“I’ll be there, I’ll be there. Just call my name and I’ll be there.”

Sitting, listening to those lyrics of the Jackson 5 song “I’ll Be There,” I realize it is a blues. It should be the official song of Trayvon Martin remembrance. Because it reminds us that despite his absence, he will always be with us, watching over us, defending our right to be a man just like other men, to be a woman just like other women, when that manhood, that womanhood, is trampled on, just as he defended his manhood, his humanity that night in Florida.

Trayvon Martin has become the patron saint of America. His death and the acquittal of his murderer, George Zimmerman, expose a sin buried in the heart of racially self-congratulatory America – it cannot accept the black man as a man despite hundreds of years of black self-policing, liberal handwringing, and conservative males repeating that we “hold these truths to be self-evident, that all men are created equal, with the right to life, liberty, and the pursuit of happiness.”

Trayvon reminds us that those last three – the right to life, liberty, and the pursuit of happiness – are not “self-evident” when it comes to black “men.” A lie Americans tell one another has been revealed. Also revealed is that not a single thing is going to change in the wake of his death, to stop it from happening again, unless we continue to remember Trayvon.

“I’ll be there, I’ll be there. Just call my name and I’ll be there.”

If we keep calling his name, then we will have the courage, as a nation, to change. Trayvon’s gift is a challenge most of us will, unfortunately, ignore.

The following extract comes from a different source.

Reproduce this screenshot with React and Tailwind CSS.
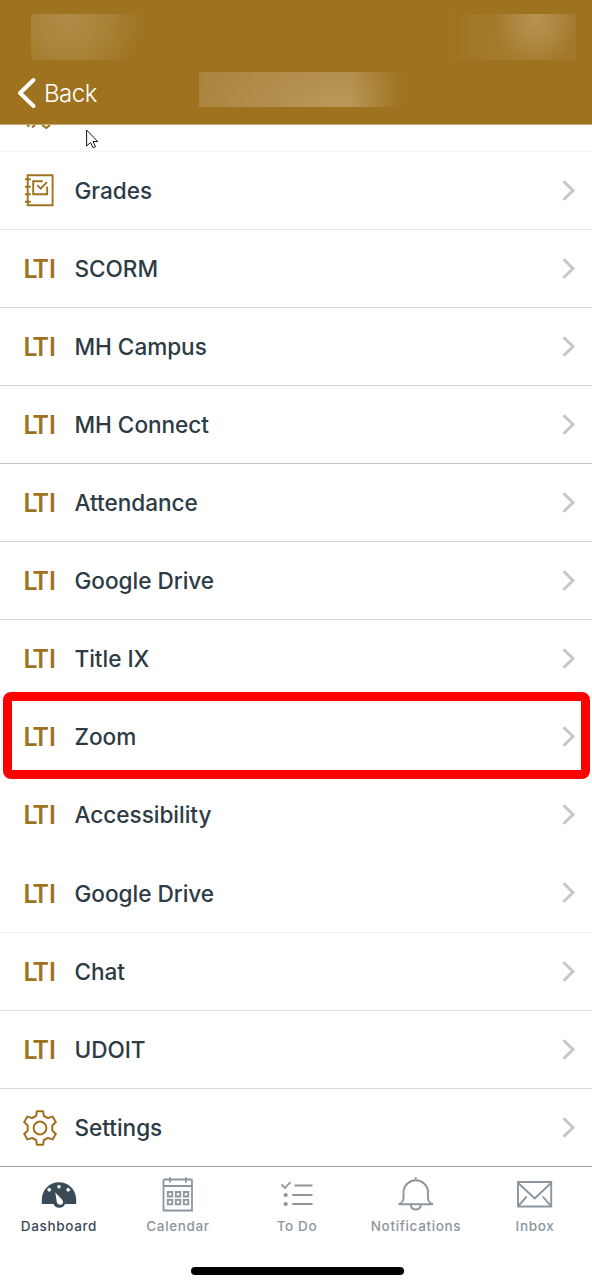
import clsx from 'clsx';

const rows = [
    { label: 'Grades', icon: 'grades', line: 'border-[#e6e6e6]' },
    { label: 'SCORM', line: 'border-[#dcdcdc]' },
    { label: 'MH Campus', line: 'border-[#d0d0d0]' },
    { label: 'MH Connect', line: 'border-[#c6c6c6]' },
    { label: 'Attendance', line: 'border-[#d0d0d0]' },
    { label: 'Google Drive', line: 'border-[#dcdcdc]' },
    { label: 'Title IX', line: 'border-[#e9e9e9]' },
    { label: 'Zoom', line: 'border-transparent', highlighted: true },
    { label: 'Accessibility', line: 'border-transparent' },
    { label: 'Google Drive', line: 'border-[#efefef]', tall: true },
    { label: 'Chat', line: 'border-[#e2e2e2]' },
    { label: 'UDOIT', line: 'border-[#d6d6d6]' },
    { label: 'Settings', icon: 'settings', line: 'border-[#999b9c]' },
];

const GradesIcon = () => (
    <svg width="30" height="34" viewBox="0 0 30 34" fill="none" stroke="currentColor" strokeWidth="1.9">
        <path d="M3.7 1.2H28.6V31.2H3.7z" />
        <path d="M1 5.3H6.8M1 12.7H6.8M1 20.3H6.8M1 27.8H6.8" />
        <path d="M18.7 7.2H9.2V20.2H23.2V12.5" />
        <path d="M13.2 11.2L16.7 14.7L23 8.2" />
    </svg>
);

const SettingsIcon = () => (
    <svg width="34" height="36" viewBox="0 0 34 36" fill="none" stroke="currentColor" strokeWidth="2" strokeLinejoin="round">
        <path d="M14 1.2H20L21 6L24.8 8L29.6 6.6L32.8 12L29.3 15.5V20.5L32.8 24L29.6 29.4L24.8 28L21 30L20 34.8H14L13 30L9.2 28L4.4 29.4L1.2 24L4.7 20.5V15.5L1.2 12L4.4 6.6L9.2 8L13 6z" />
        <circle cx="17" cy="18" r="6.4" />
    </svg>
);

const LtiIcon = () => (
    <span className="flex pt-[2px] text-[25px] leading-none font-semibold">
        <span className="-ml-[0.5px] tracking-[-5.2px]">L</span>
        <span>TI</span>
    </span>
);

const Chevron = () => (
    <svg width="14" height="22" viewBox="0 0 14 22" fill="none" stroke="#c6c6ca" strokeWidth="3">
        <path d="M1.5 1.2L11 10.5L1.5 19.8" />
    </svg>
);

const Row = ({ label, icon, line, highlighted, tall }) => (
    <li className={clsx('relative flex items-center border-b pr-[16px]', line, tall ? 'h-[79px]' : 'h-[78px]')}>
        <div className="flex w-[74.5px] shrink-0 pl-[24px] text-[#9e721e]">
            {icon === 'grades' && <GradesIcon />}
            {icon === 'settings' && <div className="-ml-[1.5px]"><SettingsIcon /></div>}
            {!icon && <LtiIcon />}
        </div>
        <span className="grow pt-px text-[22.6px] font-[530] tracking-[-0.04px] text-[#2d3b45]">{label}</span>
        <Chevron />
        {highlighted && (
            <div className="absolute -top-[6px] left-[3px] h-[87px] w-[587px] rounded-lg border-[9px] border-[#ff0000]" />
        )}
    </li>
);

const DashboardIcon = () => (
    <svg width="36" height="36" viewBox="0 0 36 36">
        <path d="M.8 27V22.5A17.2 17.2 0 0 1 35.2 22.5V27H24A6 5.2 0 0 1 12.5 27z" fill="currentColor" />
        <g fill="#fff">
            <path d="M16.5 8.3h3v3h-3zM8.2 10.4l2.3 2.3l-2.3 2.3l-2.3-2.3zM27.2 10.4l2.3 2.3l-2.3 2.3l-2.3-2.3z" />
            <path d="M14.3 15.5L21.2 22.8C23 25.2 21.8 27.8 19.3 27.8C17.2 27.8 16 26.5 15.7 24.5z" />
        </g>
    </svg>
);

const CalendarIcon = () => (
    <svg width="36" height="36" viewBox="0 0 36 36" fill="none" stroke="currentColor" strokeWidth="1.8">
        <path d="M3.5 33.5V3.5Q3.5 2.5 4.5 2.5H31Q32 2.5 32 3.5V33.5zM3.5 9H32M10 .2V5.5M26 .2V5.5" />
        <path d="M7.8 15h4.5v4.5h-4.5zM15.8 15h4.5v4.5h-4.5zM23.8 15h4.5v4.5h-4.5zM7.8 22.8h4.5v4.5h-4.5zM15.8 22.8h4.5v4.5h-4.5zM23.8 22.8h4.5v4.5h-4.5z" />
    </svg>
);

const TodoIcon = () => (
    <svg width="36" height="36" viewBox="0 0 36 36" fill="none" stroke="currentColor" strokeWidth="1.8">
        <path d="M2.5 7.5L6 11L11.5 5M15.5 8.5H33.5M13.2 18H33.5M13.2 27H33.5" />
        <circle cx="6.7" cy="18" r="2.1" fill="currentColor" stroke="none" />
        <circle cx="6.7" cy="27" r="2.1" fill="currentColor" stroke="none" />
    </svg>
);

const BellIcon = () => (
    <svg width="36" height="36" viewBox="0 0 36 36" fill="none" stroke="currentColor" strokeWidth="1.9">
        <path d="M.5 27.3C4 26.3 5.5 24.8 5.5 20.3V14.5A12.3 12.3 0 0 1 30 14.5V20.3C30 24.8 31.5 26.3 35 27.3z" />
        <path d="M17.7 .2V2.5M12.7 28A5.2 5.6 0 0 0 22.9 28" />
    </svg>
);

const InboxIcon = () => (
    <svg width="36" height="36" viewBox="0 0 36 36" fill="none" stroke="currentColor" strokeWidth="1.9">
        <path d="M1 5H34.2V29.5H1zM1.2 6L17.7 21.5L34 6M1.2 29.2L9.7 19.5M34 29.2L25.7 19.5" />
    </svg>
);

const tabs = [
    { label: 'Dashboard', Icon: DashboardIcon, active: true },
    { label: 'Calendar', Icon: CalendarIcon },
    { label: 'To Do', Icon: TodoIcon },
    { label: 'Notifications', Icon: BellIcon },
    { label: 'Inbox', Icon: InboxIcon },
];

const Cursor = () => (
    <svg className="absolute left-[86px] top-[4px]" width="13" height="20" viewBox="0 0 13 20" fill="#fff" stroke="#11111b" strokeWidth="1">
        <path d="M.6 1V17L4.5 13.5L7.2 18.8L9.5 17.7L7 12.5H11.7z" />
    </svg>
);

const App = () => (
    <div className="flex h-[1282px] w-[592px] flex-col overflow-hidden bg-white font-['Inter',sans-serif]">
        <header className="h-[125px] shrink-0 border-b border-[#c6a873] bg-[#9e721e]">
            <div className="flex justify-between pl-[31px] pr-[16px] pt-[14px]">
                <div className="h-[46px] w-[114px] bg-[radial-gradient(ellipse_75px_75px_at_38px_5px,#b08b47,#a98339_50%,#9e721e)]" />
                <div className="h-[46px] w-[137px] bg-[radial-gradient(ellipse_42px_48px_at_97px_6px,#b8944f,#b08a46_38%,transparent),linear-gradient(90deg,#9e721e,#a57b2c_50%,#a2772a)]" />
            </div>
            <div className="flex pt-[12px]">
                <div className="flex h-[42px] w-[199px] items-center pl-[17px] text-white">
                    <svg width="20" height="32" viewBox="0 0 20 32" fill="none" stroke="currentColor" strokeWidth="4" strokeLinecap="round" strokeLinejoin="round">
                        <path d="M16.5 3L3 16L16.5 29" />
                    </svg>
                    <span className="ml-[7px] pt-px text-[24px] font-[350] tracking-[-0.5px]">Back</span>
                </div>
                <div className="h-[35px] w-[210px] bg-[linear-gradient(90deg,transparent_72%,#9e721e_98%),radial-gradient(ellipse_170px_75px_at_145px_35px,#ba9859,transparent),linear-gradient(90deg,#a9823b,#ae8741)]" />
            </div>
        </header>
        <div className="relative h-[27px] shrink-0 border-b border-[#f5f5f5]">
            <svg className="ml-[26px] text-[#9e721e]" width="26" height="5" viewBox="0 0 26 5" fill="none" stroke="currentColor" strokeWidth="2">
                <path d="M1 0L3.5 1.5M9 0L6 2.5M16 0L20.3 3L24 0" />
            </svg>
            <Cursor />
        </div>
        <ul className="shrink-0">
            {rows.map((row, i) => <Row key={i} {...row} />)}
        </ul>
        <nav className="grid h-[100px] w-[595px] shrink-0 grid-cols-5 pt-[10px]">
            {tabs.map(({ label, Icon, active }) => (
                <div key={label} className={clsx('flex flex-col items-center pr-px', active ? 'text-[#394b58]' : 'text-[#8b969e]')}>
                    <Icon />
                    <span className="mt-[3px] text-[13.5px] leading-[20px] font-[460] tracking-[0.65px]">{label}</span>
                </div>
            ))}
        </nav>
        <div className="ml-[190.5px] h-2 w-[213px] shrink-0 rounded-full bg-black" />
    </div>
);

export default App;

Trayvon’s other gift is permission to speak about the constant harassment, arrest, and murder of black bodies in public spaces.

A young man shows up in the line to get into a club in downtown Santa Barbara. He is black. College educated. Properly dressed. As the admitter turns to let him in, he stops and says, “Your shirt is too baggy.” “What?” the incredulous young man replies. “Your shirt is too baggy.” The young man tries to compose himself. “My shirt is not baggy. It is clinging to my skin.” An unknown white girl standing behind him in the line chimes in. “His shirt is fine.” “Your shirt is too baggy,” are the words that are repeated with the now unrelenting gaze. The young man makes an instantaneous decision. He steps out of the line and goes on down the street, where he is admitted to another club.

Why? Because he knows how this movie will end. To argue further will escalate an already ridiculous situation, attract law enforcement officers, and lead to his arrest. Because his rage at yet another insult to his citizenship may mean he will find himself fighting with this whiteness-enforcer. And if he does so, he will not be considered a patriot, the Samuel Adams of contemporary America, a man defending the equality of men as stated in the Declaration of Independence, his “self-evident right” to the “pursuit of happiness.” He will be just another Trayvon who stood up for himself and was punished.

As one of my colleagues put it, the one emotion black people are not allowed to have in America is anger.

The transcendence of that legacy is captured in the Motown emotion of “I’ll be there.” I have not died in vain, because I have renewed your consciousness.

“Look over your shoulder!”

Trayvon will be there every time a person is stopped and frisked without any provocation, every time a customer is followed without having any intention of stealing, every time a person is stopped while driving unimpeachably, every time a person is rejected because of his shirt is “baggy,” every time a person is accosted because he traversed the “wrong” space.

Because Trayvon will say That is wrong.